START Supplied information

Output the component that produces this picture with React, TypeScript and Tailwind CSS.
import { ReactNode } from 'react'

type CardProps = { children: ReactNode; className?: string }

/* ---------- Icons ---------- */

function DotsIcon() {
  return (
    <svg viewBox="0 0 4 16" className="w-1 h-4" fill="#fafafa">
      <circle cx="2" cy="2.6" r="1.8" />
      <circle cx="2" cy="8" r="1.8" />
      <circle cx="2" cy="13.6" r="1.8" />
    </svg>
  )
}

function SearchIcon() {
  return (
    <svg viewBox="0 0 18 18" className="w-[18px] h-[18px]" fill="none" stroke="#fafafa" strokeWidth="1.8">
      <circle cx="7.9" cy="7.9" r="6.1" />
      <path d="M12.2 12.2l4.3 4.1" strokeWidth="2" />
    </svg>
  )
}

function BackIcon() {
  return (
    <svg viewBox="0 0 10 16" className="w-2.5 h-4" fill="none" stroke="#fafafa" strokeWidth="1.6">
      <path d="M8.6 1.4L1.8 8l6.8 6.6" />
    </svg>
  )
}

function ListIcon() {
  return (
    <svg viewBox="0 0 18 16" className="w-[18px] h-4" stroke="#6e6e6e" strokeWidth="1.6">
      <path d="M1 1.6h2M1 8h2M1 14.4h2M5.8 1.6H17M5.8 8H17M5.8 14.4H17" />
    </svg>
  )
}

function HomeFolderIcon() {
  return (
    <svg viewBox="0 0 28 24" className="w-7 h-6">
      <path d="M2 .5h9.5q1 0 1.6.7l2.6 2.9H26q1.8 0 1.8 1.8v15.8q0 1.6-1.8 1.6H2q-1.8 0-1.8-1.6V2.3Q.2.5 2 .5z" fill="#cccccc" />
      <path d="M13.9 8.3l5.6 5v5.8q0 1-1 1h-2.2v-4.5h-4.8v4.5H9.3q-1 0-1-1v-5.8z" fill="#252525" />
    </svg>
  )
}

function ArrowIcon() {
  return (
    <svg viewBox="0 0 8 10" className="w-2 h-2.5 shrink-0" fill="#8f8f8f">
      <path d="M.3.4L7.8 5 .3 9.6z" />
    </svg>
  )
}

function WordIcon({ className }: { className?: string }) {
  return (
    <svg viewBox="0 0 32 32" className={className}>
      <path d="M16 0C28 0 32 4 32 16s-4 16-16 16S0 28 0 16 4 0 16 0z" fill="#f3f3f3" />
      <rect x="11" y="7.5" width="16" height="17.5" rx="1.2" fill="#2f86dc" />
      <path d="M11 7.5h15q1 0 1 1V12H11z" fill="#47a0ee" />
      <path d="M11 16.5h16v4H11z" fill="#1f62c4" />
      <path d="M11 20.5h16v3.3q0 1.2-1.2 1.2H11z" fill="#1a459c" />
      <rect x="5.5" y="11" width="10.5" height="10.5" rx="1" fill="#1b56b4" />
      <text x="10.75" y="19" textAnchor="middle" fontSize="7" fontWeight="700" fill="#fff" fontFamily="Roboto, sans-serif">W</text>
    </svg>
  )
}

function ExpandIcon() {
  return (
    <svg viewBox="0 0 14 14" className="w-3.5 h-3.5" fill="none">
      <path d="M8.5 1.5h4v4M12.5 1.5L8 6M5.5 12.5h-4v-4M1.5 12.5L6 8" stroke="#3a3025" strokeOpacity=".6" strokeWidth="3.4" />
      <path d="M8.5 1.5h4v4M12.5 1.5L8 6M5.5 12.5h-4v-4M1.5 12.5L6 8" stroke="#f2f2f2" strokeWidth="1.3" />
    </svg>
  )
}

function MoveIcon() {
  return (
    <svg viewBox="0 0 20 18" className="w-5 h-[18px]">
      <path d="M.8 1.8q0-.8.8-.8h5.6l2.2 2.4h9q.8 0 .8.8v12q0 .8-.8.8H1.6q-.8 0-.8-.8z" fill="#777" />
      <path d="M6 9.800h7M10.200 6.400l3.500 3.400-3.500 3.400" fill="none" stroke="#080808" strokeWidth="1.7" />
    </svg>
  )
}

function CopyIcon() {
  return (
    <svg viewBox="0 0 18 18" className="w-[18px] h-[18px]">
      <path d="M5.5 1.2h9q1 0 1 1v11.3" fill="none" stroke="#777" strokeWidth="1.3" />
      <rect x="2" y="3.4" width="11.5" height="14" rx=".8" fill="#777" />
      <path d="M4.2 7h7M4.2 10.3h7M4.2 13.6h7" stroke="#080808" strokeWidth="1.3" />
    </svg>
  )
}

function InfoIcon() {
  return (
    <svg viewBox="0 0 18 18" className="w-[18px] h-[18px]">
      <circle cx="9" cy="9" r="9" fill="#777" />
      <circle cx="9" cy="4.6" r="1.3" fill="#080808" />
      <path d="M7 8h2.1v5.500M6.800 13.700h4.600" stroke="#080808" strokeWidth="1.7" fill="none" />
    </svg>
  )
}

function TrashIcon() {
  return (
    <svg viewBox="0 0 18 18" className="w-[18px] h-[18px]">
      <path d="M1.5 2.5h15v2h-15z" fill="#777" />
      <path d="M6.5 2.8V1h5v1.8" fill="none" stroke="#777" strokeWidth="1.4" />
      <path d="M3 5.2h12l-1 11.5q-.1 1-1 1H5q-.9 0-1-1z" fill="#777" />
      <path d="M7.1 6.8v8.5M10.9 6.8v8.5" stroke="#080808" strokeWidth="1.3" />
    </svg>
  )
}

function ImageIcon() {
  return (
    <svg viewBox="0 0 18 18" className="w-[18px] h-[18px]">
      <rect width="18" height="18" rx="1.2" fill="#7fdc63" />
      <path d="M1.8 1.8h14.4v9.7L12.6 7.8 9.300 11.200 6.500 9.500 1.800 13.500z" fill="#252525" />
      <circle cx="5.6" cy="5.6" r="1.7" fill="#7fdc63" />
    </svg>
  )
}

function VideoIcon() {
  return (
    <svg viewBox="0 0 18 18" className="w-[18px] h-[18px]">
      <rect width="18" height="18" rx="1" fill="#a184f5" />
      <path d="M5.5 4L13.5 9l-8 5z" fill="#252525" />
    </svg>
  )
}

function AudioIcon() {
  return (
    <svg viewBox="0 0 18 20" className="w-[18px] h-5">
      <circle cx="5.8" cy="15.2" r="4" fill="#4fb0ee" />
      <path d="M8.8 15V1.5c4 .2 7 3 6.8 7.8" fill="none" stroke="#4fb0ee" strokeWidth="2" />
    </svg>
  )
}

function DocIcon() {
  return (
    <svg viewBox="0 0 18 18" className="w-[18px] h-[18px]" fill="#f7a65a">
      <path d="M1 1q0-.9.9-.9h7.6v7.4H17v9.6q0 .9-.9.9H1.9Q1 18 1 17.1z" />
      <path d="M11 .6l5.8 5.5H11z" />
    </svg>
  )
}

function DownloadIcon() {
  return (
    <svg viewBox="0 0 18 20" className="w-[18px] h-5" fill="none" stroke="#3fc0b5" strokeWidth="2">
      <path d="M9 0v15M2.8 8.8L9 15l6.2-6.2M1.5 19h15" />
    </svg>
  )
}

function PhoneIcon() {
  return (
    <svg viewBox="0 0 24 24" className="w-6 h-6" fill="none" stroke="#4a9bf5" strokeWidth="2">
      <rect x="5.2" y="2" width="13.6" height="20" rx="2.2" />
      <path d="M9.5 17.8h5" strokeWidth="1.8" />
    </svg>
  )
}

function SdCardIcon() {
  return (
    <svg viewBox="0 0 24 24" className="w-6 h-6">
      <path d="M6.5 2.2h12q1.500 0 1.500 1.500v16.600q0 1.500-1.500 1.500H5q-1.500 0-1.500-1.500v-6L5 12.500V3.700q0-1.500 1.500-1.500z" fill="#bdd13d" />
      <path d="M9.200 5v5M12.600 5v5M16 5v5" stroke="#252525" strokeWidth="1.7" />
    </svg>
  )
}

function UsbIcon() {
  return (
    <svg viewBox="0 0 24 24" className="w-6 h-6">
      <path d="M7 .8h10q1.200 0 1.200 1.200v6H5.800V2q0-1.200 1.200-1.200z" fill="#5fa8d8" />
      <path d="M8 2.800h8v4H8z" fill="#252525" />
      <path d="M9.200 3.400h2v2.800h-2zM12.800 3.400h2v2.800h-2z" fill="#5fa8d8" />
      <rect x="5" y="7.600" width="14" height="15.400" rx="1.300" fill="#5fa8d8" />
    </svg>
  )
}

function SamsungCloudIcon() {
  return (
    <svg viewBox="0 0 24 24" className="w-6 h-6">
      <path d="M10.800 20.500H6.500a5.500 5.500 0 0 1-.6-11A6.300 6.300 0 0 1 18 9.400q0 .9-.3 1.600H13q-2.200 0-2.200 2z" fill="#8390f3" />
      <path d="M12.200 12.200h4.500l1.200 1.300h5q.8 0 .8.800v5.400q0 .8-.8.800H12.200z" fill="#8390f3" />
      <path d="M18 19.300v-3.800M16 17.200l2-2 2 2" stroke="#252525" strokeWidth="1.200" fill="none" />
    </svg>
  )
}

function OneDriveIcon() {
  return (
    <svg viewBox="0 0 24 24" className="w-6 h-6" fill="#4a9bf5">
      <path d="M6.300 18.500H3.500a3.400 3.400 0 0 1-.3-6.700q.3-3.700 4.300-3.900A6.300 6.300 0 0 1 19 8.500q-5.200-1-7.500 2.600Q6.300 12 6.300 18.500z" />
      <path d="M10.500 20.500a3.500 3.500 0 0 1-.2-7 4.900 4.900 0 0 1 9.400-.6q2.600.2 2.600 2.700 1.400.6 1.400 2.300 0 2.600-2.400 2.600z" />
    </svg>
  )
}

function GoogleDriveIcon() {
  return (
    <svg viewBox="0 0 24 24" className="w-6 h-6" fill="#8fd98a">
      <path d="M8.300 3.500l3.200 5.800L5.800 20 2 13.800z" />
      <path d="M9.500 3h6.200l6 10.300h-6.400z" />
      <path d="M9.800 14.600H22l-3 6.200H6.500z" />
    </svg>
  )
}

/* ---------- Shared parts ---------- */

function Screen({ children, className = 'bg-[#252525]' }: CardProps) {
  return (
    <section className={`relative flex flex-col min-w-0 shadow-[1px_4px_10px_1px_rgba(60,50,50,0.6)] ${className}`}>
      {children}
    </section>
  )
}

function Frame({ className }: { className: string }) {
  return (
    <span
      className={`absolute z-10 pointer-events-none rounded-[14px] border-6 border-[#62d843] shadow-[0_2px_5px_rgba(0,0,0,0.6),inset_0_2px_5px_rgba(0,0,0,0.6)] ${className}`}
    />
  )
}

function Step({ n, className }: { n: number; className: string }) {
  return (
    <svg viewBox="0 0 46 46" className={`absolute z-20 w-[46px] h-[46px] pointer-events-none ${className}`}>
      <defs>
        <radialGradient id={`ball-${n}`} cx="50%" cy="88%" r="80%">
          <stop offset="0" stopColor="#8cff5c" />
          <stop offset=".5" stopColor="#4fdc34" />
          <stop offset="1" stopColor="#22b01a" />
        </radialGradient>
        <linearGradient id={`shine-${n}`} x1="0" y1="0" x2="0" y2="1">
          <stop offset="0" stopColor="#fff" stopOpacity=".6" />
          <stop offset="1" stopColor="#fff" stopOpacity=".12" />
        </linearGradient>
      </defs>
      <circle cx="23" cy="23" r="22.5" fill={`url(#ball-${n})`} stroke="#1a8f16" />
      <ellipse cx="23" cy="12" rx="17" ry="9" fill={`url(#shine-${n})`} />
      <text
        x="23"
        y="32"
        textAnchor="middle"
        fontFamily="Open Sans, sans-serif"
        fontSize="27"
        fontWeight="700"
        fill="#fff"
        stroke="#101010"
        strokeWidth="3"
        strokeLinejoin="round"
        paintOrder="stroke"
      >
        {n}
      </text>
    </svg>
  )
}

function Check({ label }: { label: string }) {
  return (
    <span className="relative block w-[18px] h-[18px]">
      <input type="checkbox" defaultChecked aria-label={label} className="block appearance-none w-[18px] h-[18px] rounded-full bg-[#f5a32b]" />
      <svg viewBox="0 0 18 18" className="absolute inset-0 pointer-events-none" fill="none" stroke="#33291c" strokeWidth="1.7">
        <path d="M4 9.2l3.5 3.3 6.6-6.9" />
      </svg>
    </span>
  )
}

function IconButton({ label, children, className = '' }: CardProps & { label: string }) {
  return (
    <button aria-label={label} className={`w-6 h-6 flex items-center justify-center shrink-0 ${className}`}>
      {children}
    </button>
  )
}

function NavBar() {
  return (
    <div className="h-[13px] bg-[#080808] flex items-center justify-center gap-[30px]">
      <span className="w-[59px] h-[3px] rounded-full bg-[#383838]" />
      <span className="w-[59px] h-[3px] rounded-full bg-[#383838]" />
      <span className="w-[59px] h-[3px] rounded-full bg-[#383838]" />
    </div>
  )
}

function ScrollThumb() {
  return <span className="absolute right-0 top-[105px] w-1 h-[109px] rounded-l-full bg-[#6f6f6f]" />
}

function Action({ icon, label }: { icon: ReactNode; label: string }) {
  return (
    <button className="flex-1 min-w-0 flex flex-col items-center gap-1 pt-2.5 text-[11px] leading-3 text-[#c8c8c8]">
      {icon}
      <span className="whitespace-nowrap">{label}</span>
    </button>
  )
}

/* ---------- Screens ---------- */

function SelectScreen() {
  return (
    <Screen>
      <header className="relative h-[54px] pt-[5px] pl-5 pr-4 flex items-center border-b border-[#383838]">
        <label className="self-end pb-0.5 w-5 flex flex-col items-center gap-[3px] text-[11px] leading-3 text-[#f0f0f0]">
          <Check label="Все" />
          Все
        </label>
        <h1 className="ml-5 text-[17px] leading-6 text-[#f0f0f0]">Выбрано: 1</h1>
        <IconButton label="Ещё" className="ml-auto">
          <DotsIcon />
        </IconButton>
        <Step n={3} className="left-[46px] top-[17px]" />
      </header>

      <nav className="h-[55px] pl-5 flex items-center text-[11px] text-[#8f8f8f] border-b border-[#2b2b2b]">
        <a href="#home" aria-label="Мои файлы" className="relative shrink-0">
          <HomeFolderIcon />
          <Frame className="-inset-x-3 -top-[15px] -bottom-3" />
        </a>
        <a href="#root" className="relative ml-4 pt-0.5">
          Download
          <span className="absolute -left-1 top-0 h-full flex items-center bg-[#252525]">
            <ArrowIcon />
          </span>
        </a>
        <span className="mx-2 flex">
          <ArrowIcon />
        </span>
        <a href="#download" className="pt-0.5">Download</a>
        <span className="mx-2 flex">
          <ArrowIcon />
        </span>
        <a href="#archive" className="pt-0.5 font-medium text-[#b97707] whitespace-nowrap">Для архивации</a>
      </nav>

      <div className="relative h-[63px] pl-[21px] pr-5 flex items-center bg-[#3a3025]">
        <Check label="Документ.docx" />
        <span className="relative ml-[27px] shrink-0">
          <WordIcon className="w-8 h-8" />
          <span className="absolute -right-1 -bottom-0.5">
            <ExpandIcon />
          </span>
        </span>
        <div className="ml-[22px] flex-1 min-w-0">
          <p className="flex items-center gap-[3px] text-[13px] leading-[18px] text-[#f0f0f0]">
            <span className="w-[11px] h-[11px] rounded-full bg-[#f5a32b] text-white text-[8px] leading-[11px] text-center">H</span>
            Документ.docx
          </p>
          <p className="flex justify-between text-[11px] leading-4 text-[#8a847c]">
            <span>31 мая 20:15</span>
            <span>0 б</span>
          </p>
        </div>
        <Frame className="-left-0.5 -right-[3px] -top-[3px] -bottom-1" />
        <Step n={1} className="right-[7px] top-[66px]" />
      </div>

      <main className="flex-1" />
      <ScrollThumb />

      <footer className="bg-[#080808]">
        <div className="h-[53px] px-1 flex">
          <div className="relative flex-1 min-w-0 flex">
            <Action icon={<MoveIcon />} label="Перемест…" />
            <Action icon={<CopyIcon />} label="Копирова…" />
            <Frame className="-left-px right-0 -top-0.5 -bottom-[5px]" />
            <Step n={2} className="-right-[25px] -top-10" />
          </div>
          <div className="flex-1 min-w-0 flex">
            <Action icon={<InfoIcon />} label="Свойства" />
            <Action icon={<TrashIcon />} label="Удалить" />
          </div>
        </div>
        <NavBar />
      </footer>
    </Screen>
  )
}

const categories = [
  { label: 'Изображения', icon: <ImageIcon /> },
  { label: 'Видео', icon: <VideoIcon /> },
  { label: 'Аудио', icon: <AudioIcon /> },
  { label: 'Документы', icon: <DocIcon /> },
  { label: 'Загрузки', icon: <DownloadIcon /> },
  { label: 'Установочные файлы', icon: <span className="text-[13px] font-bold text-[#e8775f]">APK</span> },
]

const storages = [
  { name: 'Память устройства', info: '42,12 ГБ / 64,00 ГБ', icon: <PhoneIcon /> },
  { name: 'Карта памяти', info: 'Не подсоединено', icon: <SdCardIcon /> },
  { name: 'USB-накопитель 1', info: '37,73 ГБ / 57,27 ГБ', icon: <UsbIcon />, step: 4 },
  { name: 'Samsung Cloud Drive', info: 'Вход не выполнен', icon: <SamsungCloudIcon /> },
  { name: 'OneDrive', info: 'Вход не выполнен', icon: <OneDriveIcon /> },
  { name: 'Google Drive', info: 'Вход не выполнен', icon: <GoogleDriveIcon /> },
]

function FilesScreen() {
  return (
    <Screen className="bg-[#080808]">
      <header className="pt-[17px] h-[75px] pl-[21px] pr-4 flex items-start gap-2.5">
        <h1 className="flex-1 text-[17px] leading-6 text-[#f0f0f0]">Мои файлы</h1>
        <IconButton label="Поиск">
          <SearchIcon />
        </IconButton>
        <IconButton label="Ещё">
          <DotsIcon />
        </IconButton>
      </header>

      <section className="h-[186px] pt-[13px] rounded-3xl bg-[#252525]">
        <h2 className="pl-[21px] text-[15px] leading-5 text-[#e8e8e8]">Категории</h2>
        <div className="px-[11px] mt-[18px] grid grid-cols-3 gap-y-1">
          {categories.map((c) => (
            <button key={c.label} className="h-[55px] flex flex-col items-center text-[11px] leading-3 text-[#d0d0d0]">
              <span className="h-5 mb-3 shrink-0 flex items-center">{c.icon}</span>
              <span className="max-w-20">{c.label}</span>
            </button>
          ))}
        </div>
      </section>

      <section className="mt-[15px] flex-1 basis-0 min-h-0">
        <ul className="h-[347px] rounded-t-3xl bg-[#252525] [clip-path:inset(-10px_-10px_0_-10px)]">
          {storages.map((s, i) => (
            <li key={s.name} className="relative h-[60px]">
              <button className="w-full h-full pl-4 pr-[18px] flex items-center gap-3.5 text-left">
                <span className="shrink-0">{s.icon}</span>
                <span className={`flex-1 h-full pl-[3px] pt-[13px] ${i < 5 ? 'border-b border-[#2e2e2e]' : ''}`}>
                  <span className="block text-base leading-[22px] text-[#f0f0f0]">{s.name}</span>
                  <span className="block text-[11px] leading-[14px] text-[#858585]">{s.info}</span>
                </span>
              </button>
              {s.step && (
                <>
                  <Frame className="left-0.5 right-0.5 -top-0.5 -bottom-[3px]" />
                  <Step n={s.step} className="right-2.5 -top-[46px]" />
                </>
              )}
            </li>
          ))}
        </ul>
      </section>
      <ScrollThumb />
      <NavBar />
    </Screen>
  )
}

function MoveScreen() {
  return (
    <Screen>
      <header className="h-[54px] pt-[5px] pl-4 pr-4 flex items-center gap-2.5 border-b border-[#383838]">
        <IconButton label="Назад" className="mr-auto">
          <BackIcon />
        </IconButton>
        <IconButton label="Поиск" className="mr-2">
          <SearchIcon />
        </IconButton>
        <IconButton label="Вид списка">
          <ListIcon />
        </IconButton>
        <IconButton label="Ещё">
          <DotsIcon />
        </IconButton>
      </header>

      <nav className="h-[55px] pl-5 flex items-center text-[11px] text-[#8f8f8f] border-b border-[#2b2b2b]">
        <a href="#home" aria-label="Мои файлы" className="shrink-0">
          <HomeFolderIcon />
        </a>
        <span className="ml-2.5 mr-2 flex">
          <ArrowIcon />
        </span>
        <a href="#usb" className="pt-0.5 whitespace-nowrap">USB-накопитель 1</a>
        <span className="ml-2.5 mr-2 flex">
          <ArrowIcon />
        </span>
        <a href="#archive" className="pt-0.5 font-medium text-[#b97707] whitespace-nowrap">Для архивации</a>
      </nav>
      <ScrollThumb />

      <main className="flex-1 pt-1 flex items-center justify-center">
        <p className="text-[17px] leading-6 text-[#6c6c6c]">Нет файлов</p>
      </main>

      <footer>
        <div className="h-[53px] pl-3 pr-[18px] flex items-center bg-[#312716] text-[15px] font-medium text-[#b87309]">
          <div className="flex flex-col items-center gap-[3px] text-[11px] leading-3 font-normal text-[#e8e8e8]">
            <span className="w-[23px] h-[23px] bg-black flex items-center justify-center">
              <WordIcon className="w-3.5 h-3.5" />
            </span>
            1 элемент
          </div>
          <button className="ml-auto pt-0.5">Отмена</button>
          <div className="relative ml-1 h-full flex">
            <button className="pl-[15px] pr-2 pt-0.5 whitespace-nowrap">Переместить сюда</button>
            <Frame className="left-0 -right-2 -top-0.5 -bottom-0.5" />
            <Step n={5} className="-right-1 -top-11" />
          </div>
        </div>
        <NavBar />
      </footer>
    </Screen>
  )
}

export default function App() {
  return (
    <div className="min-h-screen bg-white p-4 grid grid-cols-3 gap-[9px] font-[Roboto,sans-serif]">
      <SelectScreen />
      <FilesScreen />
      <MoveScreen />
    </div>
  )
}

END Supplied information

Brief: Return exactly, please, the lines of the material from the first one down to and including the line where "Icons ---------- */" appears.

Problem solution:
Output the component that produces this picture with React, TypeScript and Tailwind CSS.
import { ReactNode } from 'react'

type CardProps = { children: ReactNode; className?: string }

/* ---------- Icons ---------- */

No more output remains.